══ PROVIDED ENTRIES ══
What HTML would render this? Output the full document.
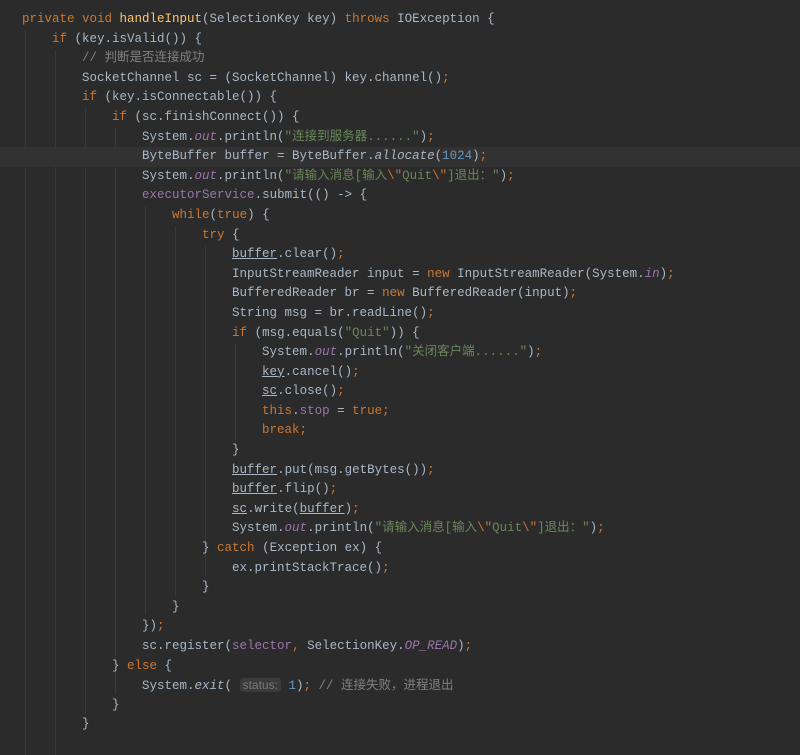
═══
══ PROVIDED ENTRIES ══
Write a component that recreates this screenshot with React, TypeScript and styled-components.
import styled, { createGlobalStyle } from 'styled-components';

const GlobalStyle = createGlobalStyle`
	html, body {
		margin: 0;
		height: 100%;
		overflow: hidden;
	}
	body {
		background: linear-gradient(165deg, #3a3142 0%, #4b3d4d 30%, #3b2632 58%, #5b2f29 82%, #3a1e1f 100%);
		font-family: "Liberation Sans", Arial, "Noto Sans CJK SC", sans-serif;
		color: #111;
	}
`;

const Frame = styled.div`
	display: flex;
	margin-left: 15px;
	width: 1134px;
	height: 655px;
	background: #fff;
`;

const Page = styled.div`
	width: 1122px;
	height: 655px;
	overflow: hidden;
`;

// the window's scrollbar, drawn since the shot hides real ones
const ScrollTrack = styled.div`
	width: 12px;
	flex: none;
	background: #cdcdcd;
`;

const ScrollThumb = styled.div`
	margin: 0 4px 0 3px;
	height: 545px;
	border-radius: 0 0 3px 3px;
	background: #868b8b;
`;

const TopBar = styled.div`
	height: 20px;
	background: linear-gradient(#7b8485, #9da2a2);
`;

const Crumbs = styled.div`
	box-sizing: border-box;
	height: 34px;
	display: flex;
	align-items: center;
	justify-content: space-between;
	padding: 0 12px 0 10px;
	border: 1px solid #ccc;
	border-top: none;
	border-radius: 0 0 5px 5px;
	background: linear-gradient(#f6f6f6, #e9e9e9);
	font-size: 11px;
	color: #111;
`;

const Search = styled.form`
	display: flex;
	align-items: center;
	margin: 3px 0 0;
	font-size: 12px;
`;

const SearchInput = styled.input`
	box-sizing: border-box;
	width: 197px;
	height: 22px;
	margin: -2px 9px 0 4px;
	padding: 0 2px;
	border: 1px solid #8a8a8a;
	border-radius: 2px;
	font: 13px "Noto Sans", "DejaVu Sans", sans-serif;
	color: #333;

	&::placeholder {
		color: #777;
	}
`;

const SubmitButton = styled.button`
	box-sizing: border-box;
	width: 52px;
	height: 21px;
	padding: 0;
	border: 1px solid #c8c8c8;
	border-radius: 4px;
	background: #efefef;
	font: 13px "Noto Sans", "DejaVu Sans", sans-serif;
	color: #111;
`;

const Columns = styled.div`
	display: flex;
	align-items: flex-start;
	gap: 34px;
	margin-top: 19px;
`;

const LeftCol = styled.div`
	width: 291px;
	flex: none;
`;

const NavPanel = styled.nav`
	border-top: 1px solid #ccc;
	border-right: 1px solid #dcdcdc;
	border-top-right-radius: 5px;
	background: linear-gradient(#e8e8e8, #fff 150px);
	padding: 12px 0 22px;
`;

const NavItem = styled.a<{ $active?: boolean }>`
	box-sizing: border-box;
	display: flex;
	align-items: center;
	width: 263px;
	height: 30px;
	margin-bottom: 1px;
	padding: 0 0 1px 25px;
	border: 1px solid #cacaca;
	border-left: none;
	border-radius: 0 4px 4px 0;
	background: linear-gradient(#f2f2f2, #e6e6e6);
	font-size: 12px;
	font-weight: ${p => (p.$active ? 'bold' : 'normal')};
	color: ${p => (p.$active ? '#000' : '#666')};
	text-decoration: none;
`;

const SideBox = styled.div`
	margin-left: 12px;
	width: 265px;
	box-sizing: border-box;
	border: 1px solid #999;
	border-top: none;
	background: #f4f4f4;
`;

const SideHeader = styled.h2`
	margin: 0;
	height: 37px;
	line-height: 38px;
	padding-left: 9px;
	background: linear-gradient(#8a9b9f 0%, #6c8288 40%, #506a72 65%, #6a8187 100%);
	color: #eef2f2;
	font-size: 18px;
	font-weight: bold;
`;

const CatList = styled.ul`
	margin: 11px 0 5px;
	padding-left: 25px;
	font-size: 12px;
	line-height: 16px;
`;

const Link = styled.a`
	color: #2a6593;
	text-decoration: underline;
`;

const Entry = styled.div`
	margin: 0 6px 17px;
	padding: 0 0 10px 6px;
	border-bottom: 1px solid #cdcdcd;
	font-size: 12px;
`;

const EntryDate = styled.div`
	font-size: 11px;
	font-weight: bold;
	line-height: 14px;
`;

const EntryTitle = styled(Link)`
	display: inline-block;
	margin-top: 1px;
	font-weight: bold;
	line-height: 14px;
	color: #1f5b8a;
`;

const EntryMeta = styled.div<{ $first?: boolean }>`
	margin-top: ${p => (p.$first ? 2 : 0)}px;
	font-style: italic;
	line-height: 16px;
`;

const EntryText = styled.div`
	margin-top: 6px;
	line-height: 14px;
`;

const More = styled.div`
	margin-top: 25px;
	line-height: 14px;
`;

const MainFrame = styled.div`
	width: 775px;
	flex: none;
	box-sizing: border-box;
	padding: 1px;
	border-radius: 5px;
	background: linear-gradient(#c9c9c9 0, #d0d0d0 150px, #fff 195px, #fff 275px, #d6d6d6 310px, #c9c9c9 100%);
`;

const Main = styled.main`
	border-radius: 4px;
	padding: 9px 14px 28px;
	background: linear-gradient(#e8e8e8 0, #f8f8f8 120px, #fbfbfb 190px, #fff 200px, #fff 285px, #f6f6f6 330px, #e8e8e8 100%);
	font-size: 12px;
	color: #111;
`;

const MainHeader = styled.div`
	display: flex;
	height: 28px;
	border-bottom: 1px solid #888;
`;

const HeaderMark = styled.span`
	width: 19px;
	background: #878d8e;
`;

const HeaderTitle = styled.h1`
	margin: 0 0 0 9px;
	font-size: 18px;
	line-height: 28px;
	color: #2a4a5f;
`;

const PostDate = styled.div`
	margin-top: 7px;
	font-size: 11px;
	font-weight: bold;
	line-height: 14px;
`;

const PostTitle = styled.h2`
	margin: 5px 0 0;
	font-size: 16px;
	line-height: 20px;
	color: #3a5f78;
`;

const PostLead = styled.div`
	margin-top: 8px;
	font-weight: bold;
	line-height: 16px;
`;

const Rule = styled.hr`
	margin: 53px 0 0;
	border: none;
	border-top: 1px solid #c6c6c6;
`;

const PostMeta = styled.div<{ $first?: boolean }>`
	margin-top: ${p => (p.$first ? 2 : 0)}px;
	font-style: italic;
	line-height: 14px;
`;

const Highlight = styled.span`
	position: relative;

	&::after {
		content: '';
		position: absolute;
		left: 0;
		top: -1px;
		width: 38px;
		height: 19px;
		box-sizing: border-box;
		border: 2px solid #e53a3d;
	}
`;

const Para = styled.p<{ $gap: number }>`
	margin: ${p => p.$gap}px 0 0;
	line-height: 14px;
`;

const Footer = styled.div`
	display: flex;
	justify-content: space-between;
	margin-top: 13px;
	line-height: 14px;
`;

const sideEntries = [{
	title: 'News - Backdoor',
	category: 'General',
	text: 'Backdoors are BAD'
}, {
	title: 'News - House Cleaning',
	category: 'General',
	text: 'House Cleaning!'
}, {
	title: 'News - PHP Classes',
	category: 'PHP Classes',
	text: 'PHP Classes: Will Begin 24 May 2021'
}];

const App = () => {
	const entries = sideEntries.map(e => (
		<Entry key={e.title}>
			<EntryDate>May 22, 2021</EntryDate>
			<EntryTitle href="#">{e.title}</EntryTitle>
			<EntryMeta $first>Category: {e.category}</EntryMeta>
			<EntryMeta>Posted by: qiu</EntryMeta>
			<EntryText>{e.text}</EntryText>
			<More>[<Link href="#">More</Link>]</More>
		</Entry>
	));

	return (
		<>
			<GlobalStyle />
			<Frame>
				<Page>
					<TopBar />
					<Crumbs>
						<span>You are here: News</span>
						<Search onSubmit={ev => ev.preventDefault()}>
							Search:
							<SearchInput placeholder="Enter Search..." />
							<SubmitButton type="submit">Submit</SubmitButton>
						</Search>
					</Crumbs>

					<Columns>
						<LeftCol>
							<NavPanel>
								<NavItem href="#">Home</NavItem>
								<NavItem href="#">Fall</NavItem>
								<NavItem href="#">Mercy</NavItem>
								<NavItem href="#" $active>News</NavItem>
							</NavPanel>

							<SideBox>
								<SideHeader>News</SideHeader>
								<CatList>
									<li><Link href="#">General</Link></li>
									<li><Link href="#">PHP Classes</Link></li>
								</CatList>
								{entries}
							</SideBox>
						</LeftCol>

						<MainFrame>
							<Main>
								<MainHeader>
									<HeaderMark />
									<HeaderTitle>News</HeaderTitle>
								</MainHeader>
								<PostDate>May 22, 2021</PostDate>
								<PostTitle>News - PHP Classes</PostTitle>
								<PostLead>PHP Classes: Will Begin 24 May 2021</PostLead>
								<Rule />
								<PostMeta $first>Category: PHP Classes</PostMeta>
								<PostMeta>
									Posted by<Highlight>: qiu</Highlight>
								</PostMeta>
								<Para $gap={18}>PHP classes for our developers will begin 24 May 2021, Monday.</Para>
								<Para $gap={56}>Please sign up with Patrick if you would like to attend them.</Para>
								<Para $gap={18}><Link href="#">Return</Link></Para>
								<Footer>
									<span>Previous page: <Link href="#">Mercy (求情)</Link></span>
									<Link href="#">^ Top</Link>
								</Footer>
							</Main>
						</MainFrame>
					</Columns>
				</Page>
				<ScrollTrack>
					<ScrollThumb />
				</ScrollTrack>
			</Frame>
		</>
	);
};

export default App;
═══
══ PROVIDED ENTRIES ══
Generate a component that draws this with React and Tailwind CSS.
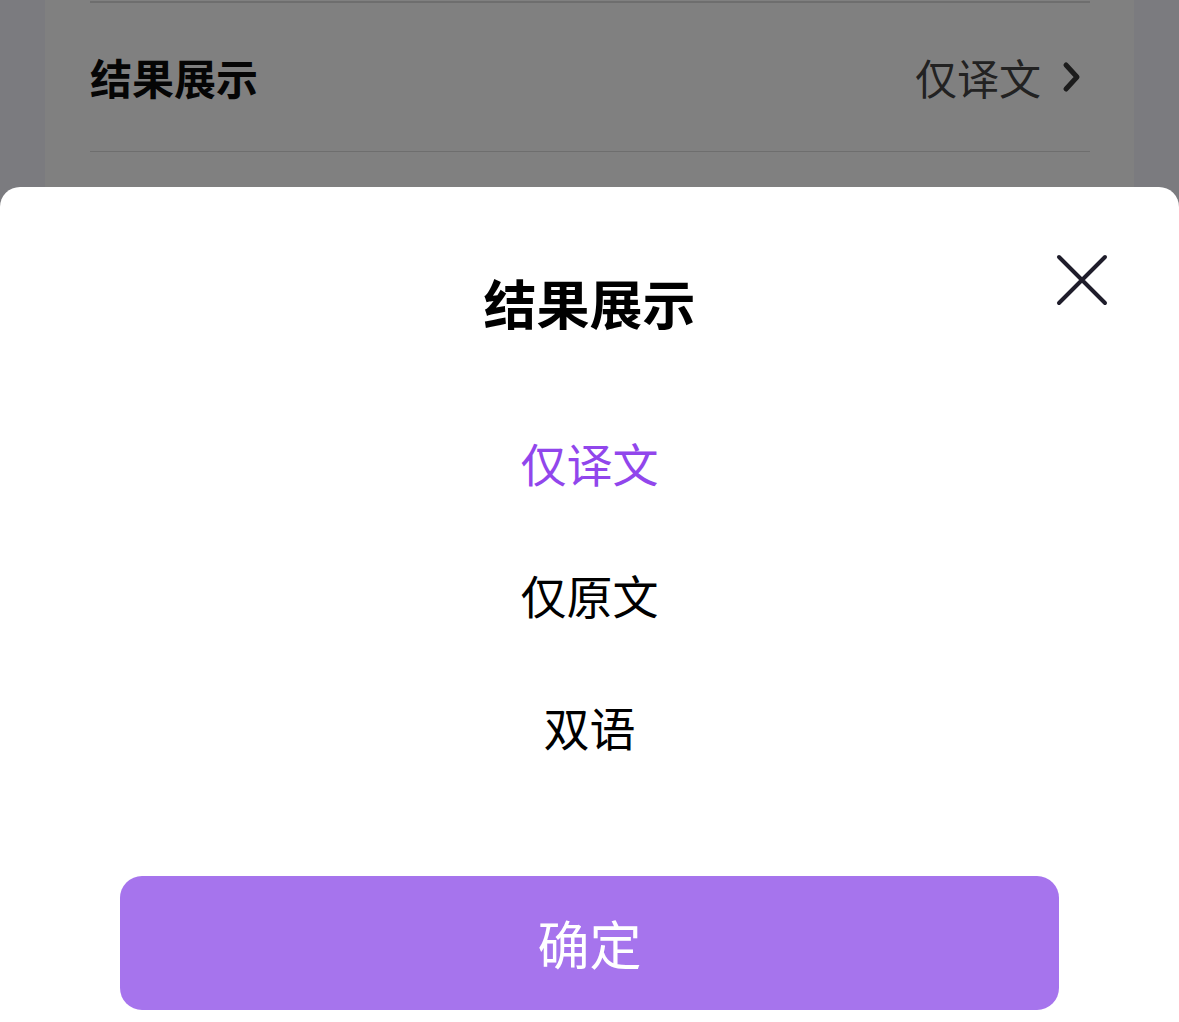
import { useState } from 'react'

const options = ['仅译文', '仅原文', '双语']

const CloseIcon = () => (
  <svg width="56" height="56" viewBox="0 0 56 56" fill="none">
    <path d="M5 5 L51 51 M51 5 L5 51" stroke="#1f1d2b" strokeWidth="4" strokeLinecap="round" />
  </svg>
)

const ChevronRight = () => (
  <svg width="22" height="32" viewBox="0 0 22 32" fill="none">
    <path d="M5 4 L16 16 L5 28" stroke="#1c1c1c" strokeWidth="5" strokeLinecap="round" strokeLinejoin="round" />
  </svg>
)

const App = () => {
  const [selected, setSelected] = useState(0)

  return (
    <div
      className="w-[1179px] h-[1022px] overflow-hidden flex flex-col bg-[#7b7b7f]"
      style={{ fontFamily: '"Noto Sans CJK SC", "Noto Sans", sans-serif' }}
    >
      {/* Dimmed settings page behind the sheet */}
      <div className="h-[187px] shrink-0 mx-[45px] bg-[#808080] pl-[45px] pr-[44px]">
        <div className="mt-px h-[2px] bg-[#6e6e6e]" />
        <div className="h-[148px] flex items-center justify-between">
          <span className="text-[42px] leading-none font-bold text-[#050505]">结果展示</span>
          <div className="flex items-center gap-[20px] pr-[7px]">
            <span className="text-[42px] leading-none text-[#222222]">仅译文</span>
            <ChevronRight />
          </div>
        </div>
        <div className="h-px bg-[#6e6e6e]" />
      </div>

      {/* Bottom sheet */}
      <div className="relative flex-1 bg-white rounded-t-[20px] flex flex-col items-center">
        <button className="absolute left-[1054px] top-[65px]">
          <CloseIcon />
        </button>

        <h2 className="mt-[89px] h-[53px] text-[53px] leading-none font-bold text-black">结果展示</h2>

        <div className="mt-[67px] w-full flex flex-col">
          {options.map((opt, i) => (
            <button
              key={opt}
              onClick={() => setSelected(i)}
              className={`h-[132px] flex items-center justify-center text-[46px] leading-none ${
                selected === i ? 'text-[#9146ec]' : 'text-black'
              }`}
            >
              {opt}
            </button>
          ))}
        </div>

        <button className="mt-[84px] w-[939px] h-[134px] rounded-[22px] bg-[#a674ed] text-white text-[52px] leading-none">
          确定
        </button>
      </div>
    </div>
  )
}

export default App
═══
● **PROBLEM TO WORK ON**: Among the records above, how many lines carry the string "would"? Reply with the number alone.

● **RESPONSE TO THIS EXERCISE**: 2